In summary then, what are we doing? Firstly, we are sampling every spin of the wheel and collecting three sets of data. Based on that data we then search for a number which we think has more chance of coming up than any other. If we find such a match we bet upon it. BP Does it work? I will not bore you with lots of results. Suffice to say, it looks promising. Whether you would trust it in a casino though is only a decision you can make.

The selection formula I have given above is only the tip of the iceberg. The ways it can be developed are almost limitless. By some changes to PROCCHOOSEBET and maybe some changes to PROCGAME it will be very easy for you to develop your own selection formula. For example, you may decide that simply comparing reds against blacks is not good enough. You might want one colour to have come up at least ten more times than the other colour before betting.

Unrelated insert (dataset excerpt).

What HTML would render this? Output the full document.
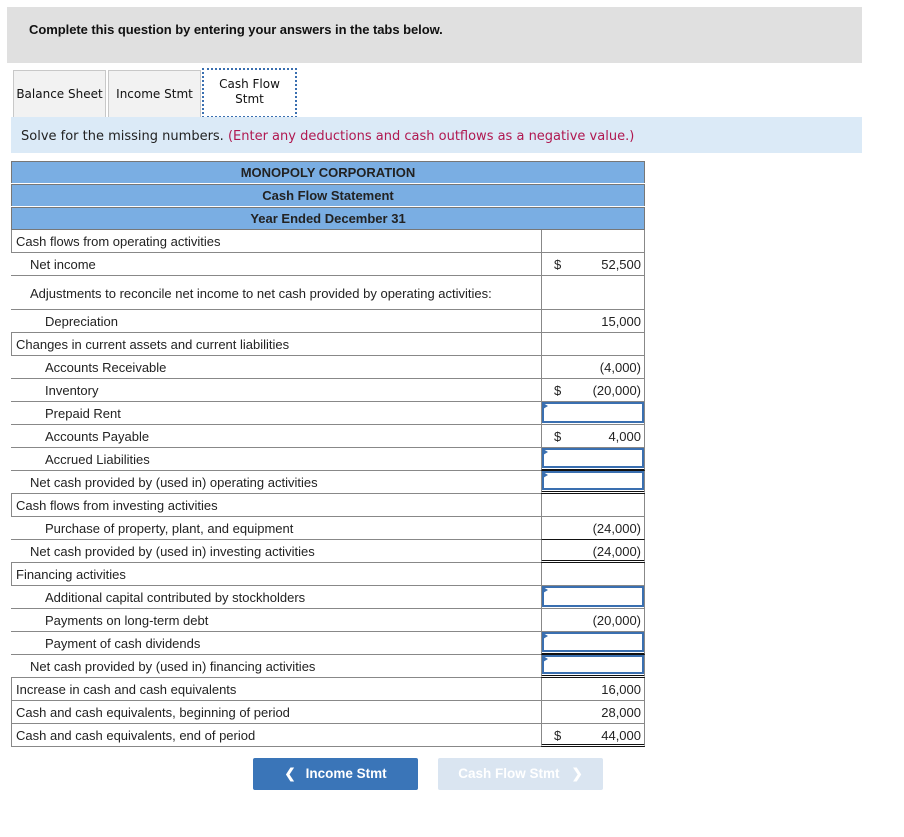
<!DOCTYPE html>
<html><head><meta charset="utf-8"><style>
body{margin:0;background:#fff;width:904px;height:837px;position:relative;overflow:hidden;font-family:"Liberation Sans",Arial,sans-serif;}
.abs{position:absolute;}
.top{left:7px;top:7px;width:855px;height:56px;background:#e0e0e0;}
.top span{position:absolute;left:22px;top:15px;font:bold 13px "Liberation Sans",sans-serif;letter-spacing:-0.05px;color:#111;}
.tab{position:absolute;top:70px;height:47px;background:#f2f2f2;border:1px solid #c8c8c8;border-bottom:none;font:12px "DejaVu Sans",Verdana,sans-serif;color:#111;display:flex;align-items:center;justify-content:center;text-align:center;box-sizing:border-box;}
.inst{left:11px;top:117px;width:851px;height:36px;background:#dbeaf7;font:13px "DejaVu Sans",Verdana,sans-serif;color:#222;}
.inst span.r{color:#b01850;}
.hdr{left:11px;width:634px;height:22px;background:#7aaee3;border:1px solid #777;border-bottom:none;box-sizing:border-box;text-align:center;font-size:13px;font-weight:bold;color:#222;line-height:22px;}
.row{position:absolute;left:11px;width:634px;font-size:13px;color:#222;}
.row .l{position:absolute;left:0;top:0;bottom:0;width:530px;border-bottom:1px solid #888;box-sizing:border-box;padding-top:4px;}
.row .r{position:absolute;left:530px;top:0;bottom:0;width:104px;border-left:1px solid #888;border-right:1px solid #888;border-bottom:1px solid #888;box-sizing:border-box;}
.r .d{position:absolute;left:12px;top:4px;}
.r .v{position:absolute;right:3px;top:4px;}
.inp{position:absolute;left:0;right:0;top:0;bottom:1px;border:2px solid #3a6fb0;background:#fff;}
.inp:before{content:"";position:absolute;left:-1px;top:-1px;border-left:5px solid #3a6fb0;border-top:3px solid transparent;border-bottom:3px solid transparent;}
.btn{position:absolute;top:758px;height:32px;border-radius:2px;font-weight:bold;font-size:13.5px;color:#fff;text-align:center;line-height:32px;}
</style></head><body>
<div class="abs top"><span>Complete this question by entering your answers in the tabs below.</span></div>
<div class="tab" style="left:13px;width:93px;">Balance Sheet</div>
<div class="tab" style="left:108px;width:93px;">Income Stmt</div>
<div class="tab" style="left:202px;top:68px;width:95px;height:50px;background:#fff;border:2px dotted #3a6fb0;border-bottom:2px dotted #3a6fb0;line-height:15px;padding-bottom:2px;">Cash Flow<br>Stmt</div>
<div class="abs inst"><div style="position:absolute;left:10px;top:12px;">Solve for the missing numbers. <span class="r">(Enter any deductions and cash outflows as a negative value.)</span></div></div>
<div class="abs hdr" style="top:161px;">MONOPOLY CORPORATION</div>
<div class="abs hdr" style="top:184px;">Cash Flow Statement</div>
<div class="abs hdr" style="top:207px;">Year Ended December 31</div>
<div class="abs" style="left:11px;top:229px;width:634px;border-top:1px solid #777;"></div>

<div class="row" style="top:230px;height:23px;"><div class="l" style="border-left:1px solid #888;padding-left:4px;">Cash flows from operating activities</div><div class="r"></div></div>
<div class="row" style="top:253px;height:23px;"><div class="l" style="padding-left:19px;">Net income</div><div class="r"><span class="d">$</span><span class="v">52,500</span></div></div>
<div class="row" style="top:276px;height:34px;"><div class="l" style="padding-left:19px;padding-top:10px;">Adjustments to reconcile net income to net cash provided by operating activities:</div><div class="r"></div></div>
<div class="row" style="top:310px;height:23px;"><div class="l" style="padding-left:34px;">Depreciation</div><div class="r"><span class="v">15,000</span></div></div>
<div class="row" style="top:333px;height:23px;"><div class="l" style="border-left:1px solid #888;padding-left:4px;">Changes in current assets and current liabilities</div><div class="r"></div></div>
<div class="row" style="top:356px;height:23px;"><div class="l" style="padding-left:34px;">Accounts Receivable</div><div class="r"><span class="v">(4,000)</span></div></div>
<div class="row" style="top:379px;height:23px;"><div class="l" style="padding-left:34px;">Inventory</div><div class="r"><span class="d">$</span><span class="v">(20,000)</span></div></div>
<div class="row" style="top:402px;height:23px;"><div class="l" style="padding-left:34px;">Prepaid Rent</div><div class="r"><div class="inp"></div></div></div>
<div class="row" style="top:425px;height:23px;"><div class="l" style="padding-left:34px;">Accounts Payable</div><div class="r"><span class="d">$</span><span class="v">4,000</span></div></div>
<div class="row" style="top:448px;height:23px;"><div class="l" style="padding-left:34px;">Accrued Liabilities</div><div class="r" style="border-bottom:2px solid #111;"><div class="inp"></div></div></div>
<div class="row" style="top:471px;height:23px;"><div class="l" style="padding-left:19px;">Net cash provided by (used in) operating activities</div><div class="r" style="border-bottom:3px double #111;"><div class="inp"></div></div></div>
<div class="row" style="top:494px;height:23px;"><div class="l" style="border-left:1px solid #888;padding-left:4px;">Cash flows from investing activities</div><div class="r"></div></div>
<div class="row" style="top:517px;height:23px;"><div class="l" style="padding-left:34px;">Purchase of property, plant, and equipment</div><div class="r" style="border-bottom:1px solid #111;"><span class="v">(24,000)</span></div></div>
<div class="row" style="top:540px;height:23px;"><div class="l" style="padding-left:19px;">Net cash provided by (used in) investing activities</div><div class="r" style="border-bottom:3px double #111;"><span class="v">(24,000)</span></div></div>
<div class="row" style="top:563px;height:23px;"><div class="l" style="border-left:1px solid #888;padding-left:4px;">Financing activities</div><div class="r"></div></div>
<div class="row" style="top:586px;height:23px;"><div class="l" style="padding-left:34px;">Additional capital contributed by stockholders</div><div class="r"><div class="inp"></div></div></div>
<div class="row" style="top:609px;height:23px;"><div class="l" style="padding-left:34px;">Payments on long-term debt</div><div class="r"><span class="v">(20,000)</span></div></div>
<div class="row" style="top:632px;height:23px;"><div class="l" style="padding-left:34px;">Payment of cash dividends</div><div class="r" style="border-bottom:2px solid #111;"><div class="inp"></div></div></div>
<div class="row" style="top:655px;height:23px;"><div class="l" style="padding-left:19px;">Net cash provided by (used in) financing activities</div><div class="r" style="border-bottom:3px double #111;"><div class="inp"></div></div></div>
<div class="row" style="top:678px;height:23px;"><div class="l" style="border-left:1px solid #888;padding-left:4px;">Increase in cash and cash equivalents</div><div class="r"><span class="v">16,000</span></div></div>
<div class="row" style="top:701px;height:23px;"><div class="l" style="border-left:1px solid #888;padding-left:4px;">Cash and cash equivalents, beginning of period</div><div class="r"><span class="v">28,000</span></div></div>
<div class="row" style="top:724px;height:23px;"><div class="l" style="border-left:1px solid #888;padding-left:4px;">Cash and cash equivalents, end of period</div><div class="r" style="border-bottom:3px double #111;"><span class="d">$</span><span class="v">44,000</span></div></div>

<div class="btn" style="left:253px;width:165px;background:#3a75b8;"><span style="margin-right:10px;">&#10094;</span>Income Stmt</div>
<div class="btn" style="left:438px;width:165px;background:#dae5f1;color:#fff;">Cash Flow Stmt<span style="margin-left:12px;">&#10095;</span></div>
</body></html>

Another thing you might want to consider is looking at the way the final number to bet upon is decided. If, for example, we were looking for a number that was red, in the first column and in the first dozen we would get the number 1. However number 7 also meets this criteria but as we end our search once we have found a suitable number we will never bet on 7. Would it be more sensible to find all possible numbers and then use some other method to decide between them? 'Or maybe we should spilt our money and bet on all possible numbers?

So far I have designed a system. It is up to you Test, Review and then Amend it. If you do your work correctly you will either come up with a winning formula or reach the conclusion that trying to predict the next number is an impossible task. The only thing I suggest you try is to change line 290 from

FOR CNT%=1 TO SPIN%:PROCCHOOSEBET

to

FOR CNT%=1 TO SPIN%:NUMBET% =RND(37)-1

This has the effect of not letting us have the benefit of our selection formula and making the number we bet upon totally random. If you played a casino under the same conditions you could expect to lose. It will be interesting to compare the random selection of numbers against the best selection formula you can come up with.